Task brief: Return the lines that follow, exactly as they appear, from the first through the one containing "import React from 'react';"; no pictures are to be included.

Given data:
======

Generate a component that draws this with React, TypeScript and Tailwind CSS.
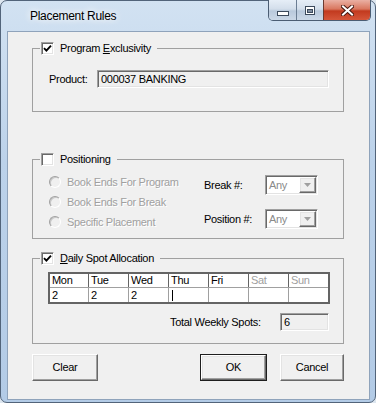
import React from 'react';

const sunken =
  'border border-t-[#a0a0a0] border-l-[#a0a0a0] border-b-white border-r-white shadow-[inset_1px_1px_0_#696969,inset_-1px_-1px_0_#e3e3e3]';
const raised =
  'border border-t-white border-l-white border-b-[#696969] border-r-[#696969] shadow-[inset_-1px_-1px_0_#a0a0a0,inset_1px_1px_0_#e3e3e3]';
const disabledText = 'text-[#a0a0a0] [text-shadow:1px_1px_0_#ffffff]';

const Checkbox: React.FC<{ checked?: boolean }> = ({ checked }) => (
  <div className={`w-[13px] h-[13px] bg-white flex items-center justify-center ${sunken}`}>
    {checked && (
      <svg width="9" height="9" viewBox="0 0 9 9">
        <polyline points="1,4.2 3.4,6.6 8,1.6" fill="none" stroke="#000" strokeWidth="1.9" />
      </svg>
    )}
  </div>
);

const Legend: React.FC<{ checked?: boolean; children: React.ReactNode }> = ({ checked, children }) => (
  <legend className="ml-[7px] pl-[1px] pr-[6px]">
    <div className="flex items-center gap-[6px] h-[13px]">
      <Checkbox checked={checked} />
      <span className="leading-[13px]">{children}</span>
    </div>
  </legend>
);

const Radio: React.FC<{ label: string }> = ({ label }) => (
  <div className="h-[20px] flex items-center gap-[6px]">
    <div className="w-[12px] h-[12px] rounded-full bg-[#f0f0f0] border border-t-[#a0a0a0] border-l-[#a0a0a0] border-b-white border-r-white shadow-[inset_1px_1px_0_#c8c8c8]" />
    <span className={disabledText}>{label}</span>
  </div>
);

const Combo: React.FC = () => (
  <div className={`w-[53px] h-[20px] flex items-center bg-white pl-[3px] ${sunken}`}>
    <span className="text-[#8a8a8a]">Any</span>
    <div className={`ml-auto mr-[1px] w-[17px] h-[16px] bg-[#f0f0f0] flex items-center justify-center ${raised}`}>
      <svg width="7" height="4" viewBox="0 0 7 4">
        <polygon points="0,0 7,0 3.5,4" fill="#a0a0a0" />
      </svg>
    </div>
  </div>
);

const days = [
  { d: 'Mon', v: '2' },
  { d: 'Tue', v: '2' },
  { d: 'Wed', v: '2' },
  { d: 'Thu', v: '' },
  { d: 'Fri', v: '' },
  { d: 'Sat', v: '', off: true },
  { d: 'Sun', v: '', off: true },
];

const CaptionButtons: React.FC = () => (
  <div className="flex h-[21px] border border-t-0 border-[#4b5d73] rounded-b-[5px] overflow-hidden">
    <div className="w-[27px] flex items-end justify-center pb-[4px] bg-[linear-gradient(180deg,#e6eef7_0%,#d3deeb_45%,#b9c9dc_55%,#cbd8e7_100%)]">
      <svg width="12" height="5" viewBox="0 0 12 5">
        <rect x="0.5" y="0.5" width="11" height="4" fill="#fff" stroke="#3c4a5c" />
      </svg>
    </div>
    <div className="w-px bg-[#6b7d93]" />
    <div className="w-[26px] flex items-center justify-center bg-[linear-gradient(180deg,#e6eef7_0%,#d3deeb_45%,#b9c9dc_55%,#cbd8e7_100%)]">
      <svg width="10" height="9" viewBox="0 0 10 9">
        <rect x="0.5" y="0.5" width="9" height="8" fill="#fff" stroke="#3c4a5c" />
        <rect x="2.5" y="3.5" width="5" height="3" fill="#7f8da0" stroke="#3c4a5c" />
      </svg>
    </div>
    <div className="w-px bg-[#6b3a30]" />
    <div className="w-[46px] flex items-center justify-center bg-[linear-gradient(180deg,#eab0a3_0%,#d9775f_45%,#c23a1f_55%,#d5563a_100%)]">
      <svg width="13" height="11" viewBox="0 0 13 11">
        <path d="M2 1.5 L11 9.5 M11 1.5 L2 9.5" stroke="#4a1a12" strokeWidth="4" strokeLinecap="square" />
        <path d="M2 1.5 L11 9.5 M11 1.5 L2 9.5" stroke="#ffffff" strokeWidth="2" strokeLinecap="square" />
      </svg>
    </div>
  </div>
);

const App: React.FC = () => {
  return (
    <div className="w-[376px] h-[403px] bg-[#dde6ef]">
      <div className="w-[376px] h-[403px] flex flex-col rounded-[7px] border border-[#52647a] bg-[linear-gradient(180deg,#d2e2f2_0%,#bcd2ea_40%,#b3cbe6_100%)] font-['Liberation_Sans',Arial,sans-serif]">
        {/* Title bar */}
        <div className="h-[30px] flex items-start pl-[29px] pr-[4px] shrink-0">
          <span className="mt-[8px] text-[12px] leading-[15px] tracking-[-0.3px] text-black [text-shadow:0_0_6px_#fff,0_0_10px_#fff]">
            Placement Rules
          </span>
          <div className="ml-auto -mt-px">
            <CaptionButtons />
          </div>
        </div>

        {/* Client area */}
        <div className="flex-1 ml-[6px] mr-[5px] mb-[2px] border border-[#8fa3bb] bg-[#f0f0f0] pl-[24px] pt-[10px] text-[11px] leading-[13px] tracking-[-0.3px] text-black">
          {/* Program Exclusivity */}
          <fieldset className="w-[312px] h-[70px] border border-[#a0a0a0]">
            <Legend checked>
              Program <u className="underline-offset-1">E</u>xclusivity
            </Legend>
            <div className="mt-[15px] pl-[16px] flex items-center">
              <span className="w-[48px]">Product:</span>
              <div className={`w-[232px] h-[18px] flex items-center pl-[3px] bg-[#f0f0f0] ${sunken}`}>
                000037 BANKING
              </div>
            </div>
          </fieldset>

          {/* Positioning */}
          <fieldset className="mt-[41px] w-[312px] h-[86px] border border-[#a0a0a0]">
            <Legend>Positioning</Legend>
            <div className="flex">
              <div className="w-[171px] pl-[16px] pt-[6px] flex flex-col">
                <Radio label="Book Ends For Program" />
                <Radio label="Book Ends For Break" />
                <Radio label="Specific Placement" />
              </div>
              <div className="pt-[9px] flex flex-col gap-[14px]">
                <div className="flex items-center">
                  <span className="w-[61px]">Break #:</span>
                  <Combo />
                </div>
                <div className="flex items-center">
                  <span className="w-[61px]">Position #:</span>
                  <Combo />
                </div>
              </div>
            </div>
          </fieldset>

          {/* Daily Spot Allocation */}
          <fieldset className="mt-[13px] w-[312px] h-[92px] border border-[#a0a0a0]">
            <Legend checked>
              <u className="underline-offset-1">D</u>aily Spot Allocation
            </Legend>
            <div className="ml-[15px] mt-[7px] w-[282px] border-2 border-[#646464] bg-white">
              <div className="flex h-[14px] border-b border-[#a0a0a0]">
                {days.map((x, i) => (
                  <div
                    key={x.d}
                    className={`${i === 0 ? 'w-[38px]' : 'w-[40px] border-l border-[#646464]'} pl-[2px] ${x.off ? 'text-[#a0a0a0]' : ''}`}
                  >
                    {x.d}
                  </div>
                ))}
              </div>
              <div className="flex h-[14px]">
                {days.map((x, i) => (
                  <div
                    key={x.d}
                    className={`${i === 0 ? 'w-[38px]' : 'w-[40px] border-l border-[#a0a0a0]'} pl-[2px] flex items-center`}
                  >
                    {x.v}
                    {x.d === 'Thu' && <div className="ml-[1px] w-px h-[11px] bg-black" />}
                  </div>
                ))}
              </div>
            </div>
            <div className="mt-[9px] ml-[137px] flex items-center">
              <span className="w-[110px]">Total Weekly Spots:</span>
              <div className={`w-[49px] h-[18px] flex items-center pl-[3px] bg-[#f0f0f0] ${sunken}`}>6</div>
            </div>
          </fieldset>

          {/* Buttons */}
          <div className="mt-[10px] w-[312px] flex items-center">
            <button className={`w-[66px] h-[27px] flex items-center justify-center bg-[#f0f0f0] ${raised}`}>Clear</button>
            <div className="ml-auto w-[67px] h-[27px] border border-[#1e1e1e]">
              <button className={`w-full h-full flex items-center justify-center bg-[#f0f0f0] ${raised}`}>OK</button>
            </div>
            <button className={`ml-[13px] w-[64px] h-[27px] flex items-center justify-center bg-[#f0f0f0] ${raised}`}>Cancel</button>
          </div>
        </div>
      </div>
    </div>
  );
};

export default App;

======

Result of the exercise:
Generate a component that draws this with React, TypeScript and Tailwind CSS.
import React from 'react';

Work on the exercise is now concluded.